Work to do → Look through the data below and return each line where "this" appears.

Data extract →

— START —

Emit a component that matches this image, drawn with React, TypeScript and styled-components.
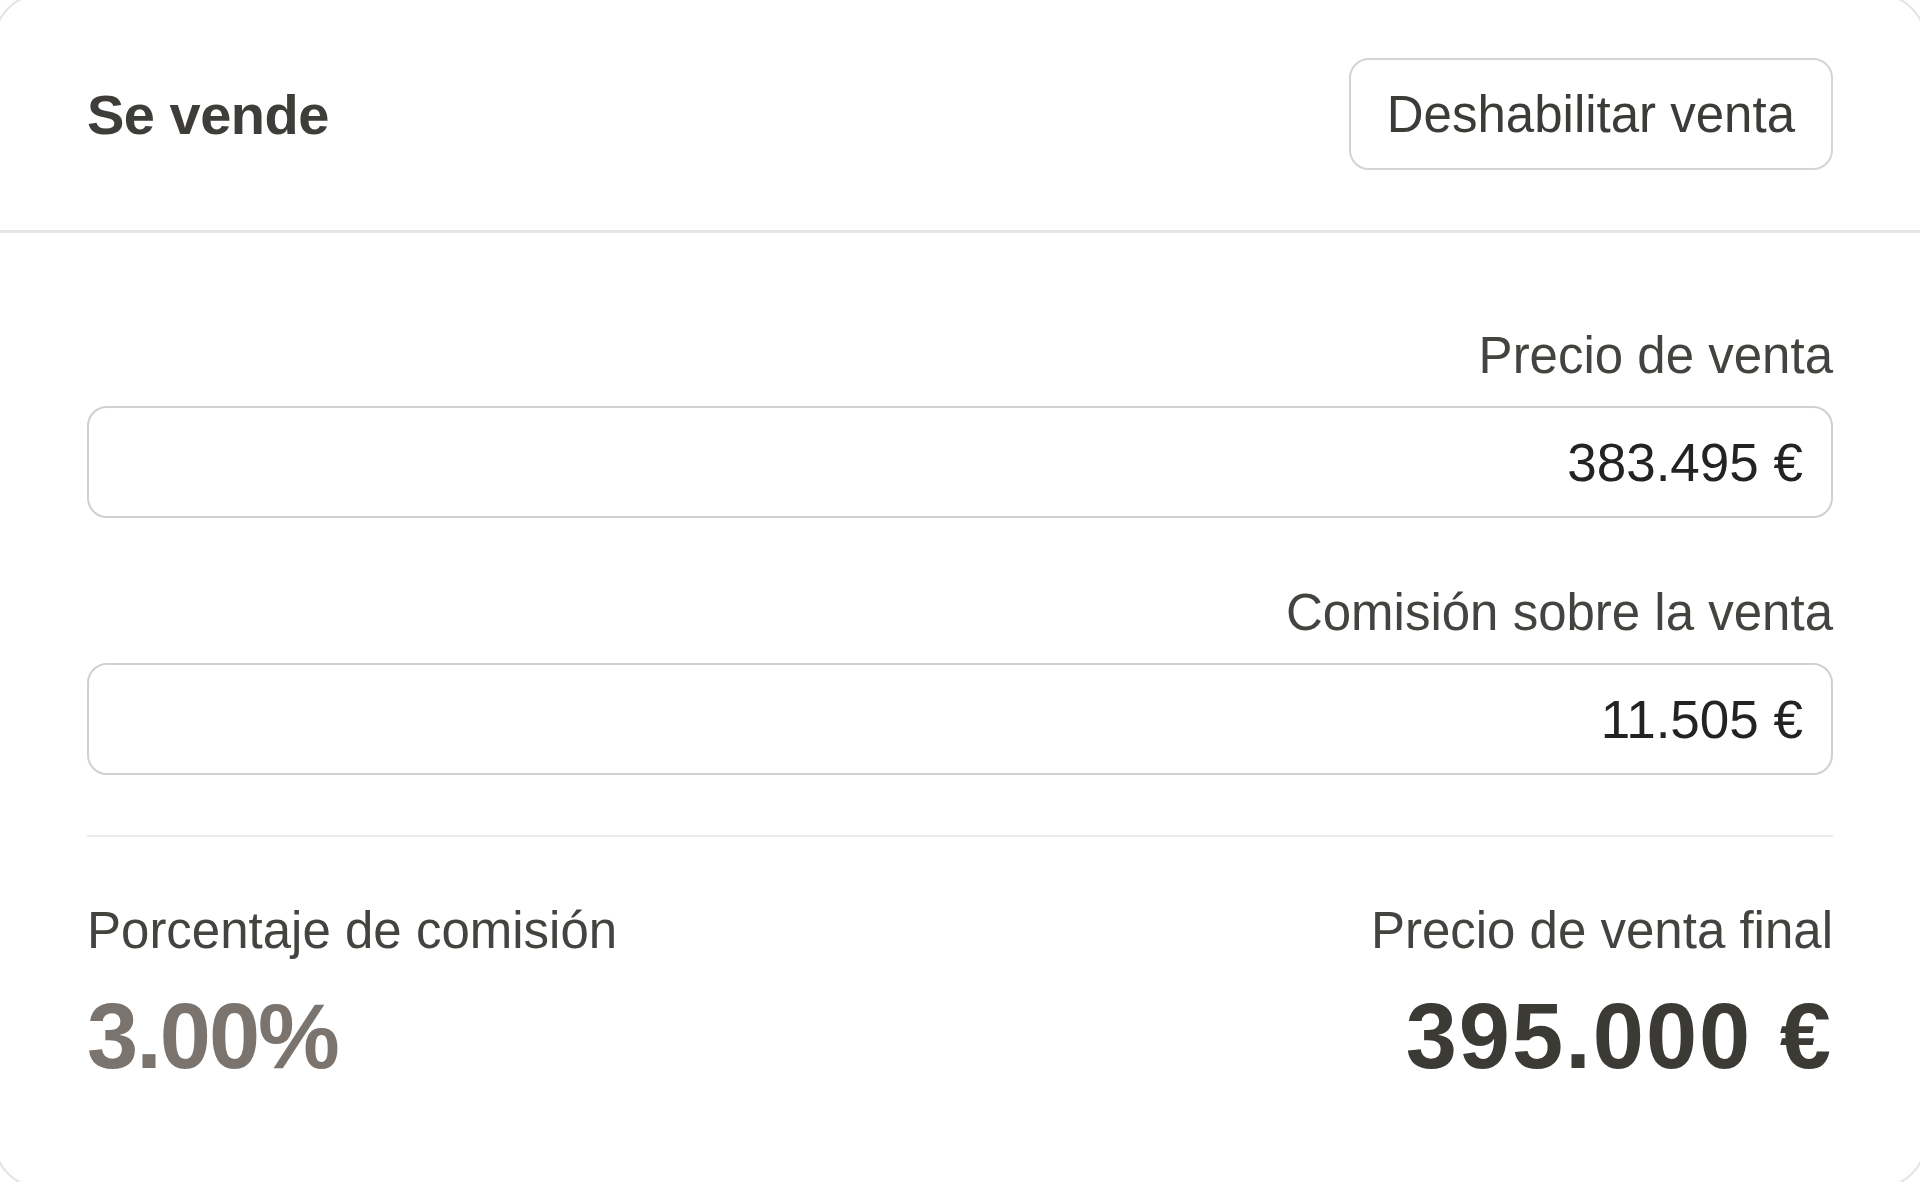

— END —
— START —

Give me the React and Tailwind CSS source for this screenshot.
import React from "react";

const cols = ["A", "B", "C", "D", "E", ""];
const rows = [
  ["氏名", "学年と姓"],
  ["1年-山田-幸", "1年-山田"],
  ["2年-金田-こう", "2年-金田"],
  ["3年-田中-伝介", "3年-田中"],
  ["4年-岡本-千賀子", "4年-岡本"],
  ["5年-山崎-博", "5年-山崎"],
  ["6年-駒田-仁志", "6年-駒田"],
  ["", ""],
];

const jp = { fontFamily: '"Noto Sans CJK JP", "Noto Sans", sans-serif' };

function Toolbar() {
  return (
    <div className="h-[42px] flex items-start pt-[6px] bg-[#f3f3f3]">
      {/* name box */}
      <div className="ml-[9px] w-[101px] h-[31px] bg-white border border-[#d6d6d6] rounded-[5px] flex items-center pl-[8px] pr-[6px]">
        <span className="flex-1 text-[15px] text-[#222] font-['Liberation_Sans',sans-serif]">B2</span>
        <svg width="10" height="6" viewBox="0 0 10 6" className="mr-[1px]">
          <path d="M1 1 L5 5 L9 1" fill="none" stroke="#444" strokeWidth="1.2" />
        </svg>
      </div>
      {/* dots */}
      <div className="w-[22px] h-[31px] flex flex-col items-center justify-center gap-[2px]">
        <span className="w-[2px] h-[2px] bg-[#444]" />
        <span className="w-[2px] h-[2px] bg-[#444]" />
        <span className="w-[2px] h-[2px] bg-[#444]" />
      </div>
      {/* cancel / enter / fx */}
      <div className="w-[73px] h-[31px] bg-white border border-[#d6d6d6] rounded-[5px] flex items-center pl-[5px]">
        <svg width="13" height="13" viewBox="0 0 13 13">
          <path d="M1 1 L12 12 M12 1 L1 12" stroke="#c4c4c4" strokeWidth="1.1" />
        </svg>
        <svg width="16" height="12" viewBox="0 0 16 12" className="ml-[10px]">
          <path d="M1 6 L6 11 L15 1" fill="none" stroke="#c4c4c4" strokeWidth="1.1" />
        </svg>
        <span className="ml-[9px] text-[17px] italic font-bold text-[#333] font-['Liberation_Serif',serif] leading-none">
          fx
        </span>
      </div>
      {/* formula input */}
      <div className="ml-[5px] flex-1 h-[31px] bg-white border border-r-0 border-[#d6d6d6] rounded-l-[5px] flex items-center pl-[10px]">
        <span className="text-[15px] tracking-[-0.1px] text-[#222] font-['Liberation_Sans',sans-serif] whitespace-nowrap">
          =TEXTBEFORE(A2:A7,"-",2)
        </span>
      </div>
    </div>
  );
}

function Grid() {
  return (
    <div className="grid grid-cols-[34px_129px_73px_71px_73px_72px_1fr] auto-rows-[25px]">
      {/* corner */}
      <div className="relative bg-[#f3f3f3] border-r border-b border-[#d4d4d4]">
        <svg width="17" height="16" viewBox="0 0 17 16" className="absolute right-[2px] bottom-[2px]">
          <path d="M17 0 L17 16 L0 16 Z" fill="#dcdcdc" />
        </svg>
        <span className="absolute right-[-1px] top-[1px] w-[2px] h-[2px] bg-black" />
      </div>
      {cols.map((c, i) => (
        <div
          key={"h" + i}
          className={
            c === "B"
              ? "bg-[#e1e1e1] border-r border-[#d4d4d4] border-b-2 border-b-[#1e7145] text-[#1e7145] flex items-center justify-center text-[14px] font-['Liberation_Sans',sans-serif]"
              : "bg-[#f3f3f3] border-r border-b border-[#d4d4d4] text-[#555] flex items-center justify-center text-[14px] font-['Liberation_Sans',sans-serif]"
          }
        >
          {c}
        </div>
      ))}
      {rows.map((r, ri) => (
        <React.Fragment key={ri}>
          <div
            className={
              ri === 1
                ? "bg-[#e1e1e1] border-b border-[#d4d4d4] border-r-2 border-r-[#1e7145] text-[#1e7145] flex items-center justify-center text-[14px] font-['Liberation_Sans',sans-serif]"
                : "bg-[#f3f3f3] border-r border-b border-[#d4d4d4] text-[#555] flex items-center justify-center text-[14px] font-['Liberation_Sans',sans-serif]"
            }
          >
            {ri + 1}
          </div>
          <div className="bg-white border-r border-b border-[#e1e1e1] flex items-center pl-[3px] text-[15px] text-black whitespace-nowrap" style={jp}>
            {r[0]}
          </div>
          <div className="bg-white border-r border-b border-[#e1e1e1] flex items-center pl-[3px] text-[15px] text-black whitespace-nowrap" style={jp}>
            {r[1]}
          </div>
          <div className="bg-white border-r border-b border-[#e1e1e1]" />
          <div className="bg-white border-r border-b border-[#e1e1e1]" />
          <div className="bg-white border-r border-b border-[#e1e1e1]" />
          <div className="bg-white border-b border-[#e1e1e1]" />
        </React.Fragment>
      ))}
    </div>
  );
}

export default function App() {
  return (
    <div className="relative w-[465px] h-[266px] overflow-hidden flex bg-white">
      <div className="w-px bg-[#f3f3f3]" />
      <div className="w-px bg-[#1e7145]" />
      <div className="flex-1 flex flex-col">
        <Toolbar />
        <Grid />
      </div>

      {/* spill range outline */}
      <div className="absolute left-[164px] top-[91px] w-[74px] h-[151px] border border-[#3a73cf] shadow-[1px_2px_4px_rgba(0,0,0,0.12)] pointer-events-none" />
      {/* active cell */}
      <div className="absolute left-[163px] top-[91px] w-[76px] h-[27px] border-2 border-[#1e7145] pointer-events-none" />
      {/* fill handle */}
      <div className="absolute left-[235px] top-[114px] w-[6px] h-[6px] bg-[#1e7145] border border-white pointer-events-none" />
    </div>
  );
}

— END —

Complete answer →
Emit a component that matches this image, drawn with React, TypeScript and styled-components.
Give me the React and Tailwind CSS source for this screenshot.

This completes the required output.